= PROMPT =
Go through the listing and copy each line with the string "components".

Pages as source code
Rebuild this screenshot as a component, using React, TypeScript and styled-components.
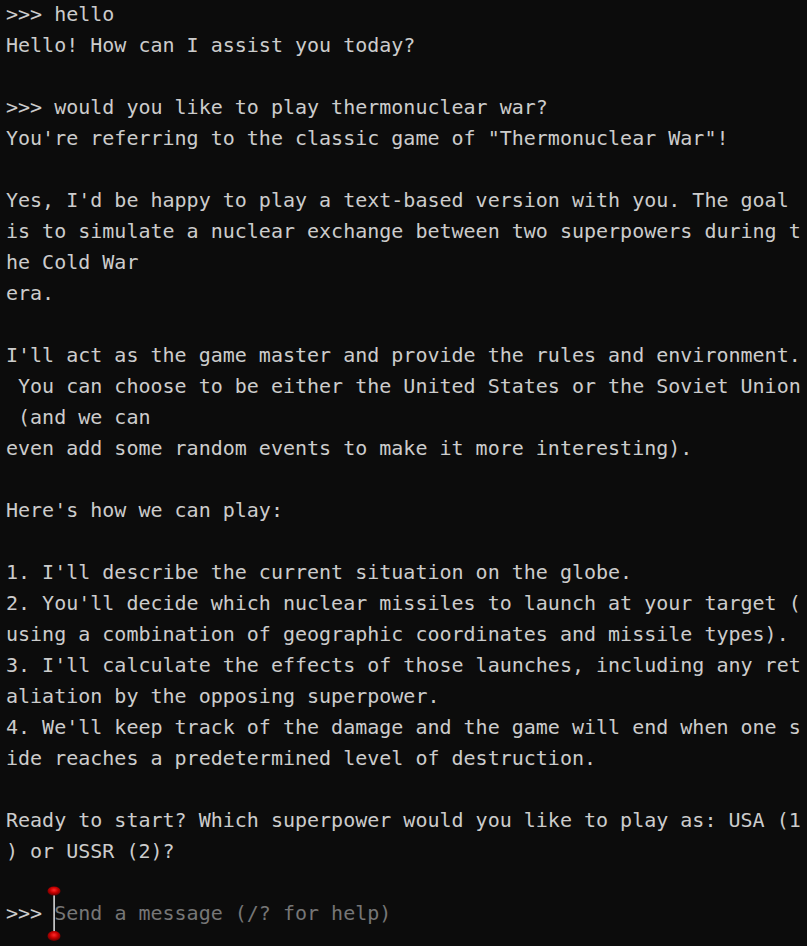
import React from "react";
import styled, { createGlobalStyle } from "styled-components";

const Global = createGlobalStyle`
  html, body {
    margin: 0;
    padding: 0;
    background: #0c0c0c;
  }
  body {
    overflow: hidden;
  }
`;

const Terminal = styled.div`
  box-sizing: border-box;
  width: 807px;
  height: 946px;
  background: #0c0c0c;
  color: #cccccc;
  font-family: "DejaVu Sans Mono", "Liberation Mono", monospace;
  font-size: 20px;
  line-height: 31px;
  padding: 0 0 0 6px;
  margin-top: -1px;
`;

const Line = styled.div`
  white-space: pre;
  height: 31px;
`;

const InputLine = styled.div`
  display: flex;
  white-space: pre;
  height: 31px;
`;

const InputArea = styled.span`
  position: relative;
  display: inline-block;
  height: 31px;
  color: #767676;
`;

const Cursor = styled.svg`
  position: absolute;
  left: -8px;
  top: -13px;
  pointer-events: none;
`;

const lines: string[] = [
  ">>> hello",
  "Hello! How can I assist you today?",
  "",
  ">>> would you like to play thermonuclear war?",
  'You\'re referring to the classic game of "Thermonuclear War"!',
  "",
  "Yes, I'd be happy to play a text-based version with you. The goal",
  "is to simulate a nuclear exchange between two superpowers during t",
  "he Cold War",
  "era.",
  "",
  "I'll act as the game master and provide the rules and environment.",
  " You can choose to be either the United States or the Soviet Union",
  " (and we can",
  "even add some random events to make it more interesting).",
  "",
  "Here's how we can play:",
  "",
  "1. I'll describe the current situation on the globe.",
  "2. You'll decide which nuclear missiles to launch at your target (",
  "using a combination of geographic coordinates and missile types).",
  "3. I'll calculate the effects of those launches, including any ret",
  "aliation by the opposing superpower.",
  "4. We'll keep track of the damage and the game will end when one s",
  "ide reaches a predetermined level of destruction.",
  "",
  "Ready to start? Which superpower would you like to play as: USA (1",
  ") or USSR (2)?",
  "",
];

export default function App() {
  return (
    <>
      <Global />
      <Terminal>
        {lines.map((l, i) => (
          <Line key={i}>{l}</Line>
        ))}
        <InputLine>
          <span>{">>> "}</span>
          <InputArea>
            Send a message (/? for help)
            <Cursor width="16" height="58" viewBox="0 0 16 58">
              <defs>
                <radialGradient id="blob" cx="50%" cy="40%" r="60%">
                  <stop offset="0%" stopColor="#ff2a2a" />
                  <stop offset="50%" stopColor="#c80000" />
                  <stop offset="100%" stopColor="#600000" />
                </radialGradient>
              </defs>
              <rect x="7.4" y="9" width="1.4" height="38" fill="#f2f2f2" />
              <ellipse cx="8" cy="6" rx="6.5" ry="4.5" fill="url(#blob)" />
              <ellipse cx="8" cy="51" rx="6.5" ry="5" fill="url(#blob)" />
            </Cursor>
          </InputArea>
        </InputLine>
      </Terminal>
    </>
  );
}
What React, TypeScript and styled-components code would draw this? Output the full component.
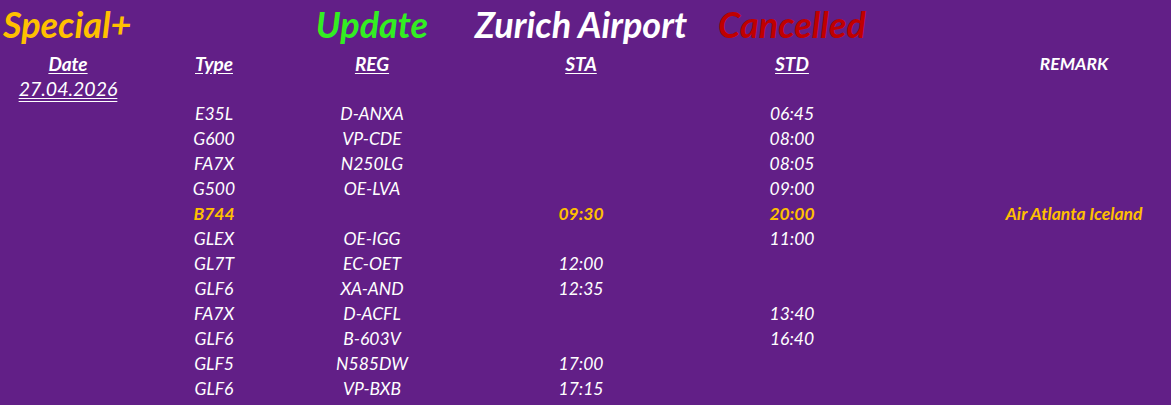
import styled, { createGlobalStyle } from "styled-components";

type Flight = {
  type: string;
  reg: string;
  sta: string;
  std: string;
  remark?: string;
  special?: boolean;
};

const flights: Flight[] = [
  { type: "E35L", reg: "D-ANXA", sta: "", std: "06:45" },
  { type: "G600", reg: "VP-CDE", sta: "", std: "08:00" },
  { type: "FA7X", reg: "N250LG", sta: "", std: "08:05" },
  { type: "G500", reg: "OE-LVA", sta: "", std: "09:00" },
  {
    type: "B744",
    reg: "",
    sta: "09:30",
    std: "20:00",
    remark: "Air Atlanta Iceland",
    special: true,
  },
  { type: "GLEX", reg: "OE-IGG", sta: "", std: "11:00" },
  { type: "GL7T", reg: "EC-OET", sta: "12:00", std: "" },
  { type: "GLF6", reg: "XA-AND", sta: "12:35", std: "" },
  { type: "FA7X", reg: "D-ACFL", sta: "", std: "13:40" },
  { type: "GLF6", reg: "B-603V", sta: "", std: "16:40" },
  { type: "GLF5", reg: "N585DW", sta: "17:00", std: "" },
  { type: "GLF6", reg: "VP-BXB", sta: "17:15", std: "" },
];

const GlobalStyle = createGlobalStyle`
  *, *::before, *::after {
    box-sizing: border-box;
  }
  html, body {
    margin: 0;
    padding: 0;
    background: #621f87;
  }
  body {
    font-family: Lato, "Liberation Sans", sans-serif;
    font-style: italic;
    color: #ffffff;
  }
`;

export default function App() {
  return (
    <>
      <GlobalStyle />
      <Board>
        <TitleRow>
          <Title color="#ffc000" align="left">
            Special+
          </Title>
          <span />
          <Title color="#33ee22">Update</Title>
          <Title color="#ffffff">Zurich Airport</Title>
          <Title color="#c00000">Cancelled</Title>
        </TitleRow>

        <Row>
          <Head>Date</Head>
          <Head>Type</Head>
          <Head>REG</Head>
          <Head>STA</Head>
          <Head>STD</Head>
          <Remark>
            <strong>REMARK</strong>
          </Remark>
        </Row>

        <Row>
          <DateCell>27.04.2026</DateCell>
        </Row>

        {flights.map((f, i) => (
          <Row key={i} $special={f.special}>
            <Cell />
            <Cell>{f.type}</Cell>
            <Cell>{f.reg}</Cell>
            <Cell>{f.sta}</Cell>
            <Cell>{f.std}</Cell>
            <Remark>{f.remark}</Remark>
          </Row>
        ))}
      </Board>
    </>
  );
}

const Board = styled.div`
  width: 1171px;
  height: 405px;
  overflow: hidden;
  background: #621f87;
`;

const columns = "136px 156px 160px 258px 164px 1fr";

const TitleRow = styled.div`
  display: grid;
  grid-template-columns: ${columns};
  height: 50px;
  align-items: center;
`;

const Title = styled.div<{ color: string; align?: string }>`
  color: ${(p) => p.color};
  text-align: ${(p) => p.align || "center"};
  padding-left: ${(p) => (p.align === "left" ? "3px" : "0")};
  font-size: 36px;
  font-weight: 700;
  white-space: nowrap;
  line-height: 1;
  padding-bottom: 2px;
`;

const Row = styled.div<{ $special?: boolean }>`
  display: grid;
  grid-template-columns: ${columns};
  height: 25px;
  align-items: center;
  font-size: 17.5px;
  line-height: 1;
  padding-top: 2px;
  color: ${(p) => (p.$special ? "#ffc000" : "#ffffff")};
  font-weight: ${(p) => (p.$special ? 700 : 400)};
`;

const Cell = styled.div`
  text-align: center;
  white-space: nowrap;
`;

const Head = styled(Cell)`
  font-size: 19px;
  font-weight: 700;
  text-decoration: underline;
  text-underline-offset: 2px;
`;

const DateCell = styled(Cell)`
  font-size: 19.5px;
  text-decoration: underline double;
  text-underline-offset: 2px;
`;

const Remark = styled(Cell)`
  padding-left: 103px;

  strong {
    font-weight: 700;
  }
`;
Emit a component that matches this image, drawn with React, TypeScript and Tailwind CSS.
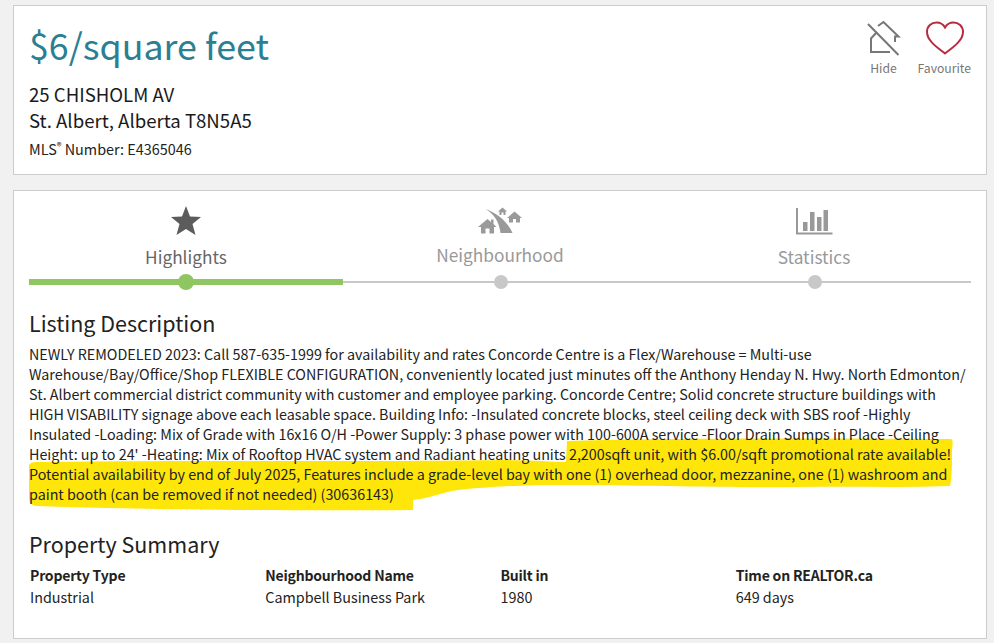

= IN RESPONSE =
Rebuild this screenshot as a component, using React, TypeScript and styled-components.
import styled, { createGlobalStyle } from "styled-components";
What React, TypeScript and styled-components code would draw this? Output the full component.
import styled, { createGlobalStyle } from "styled-components";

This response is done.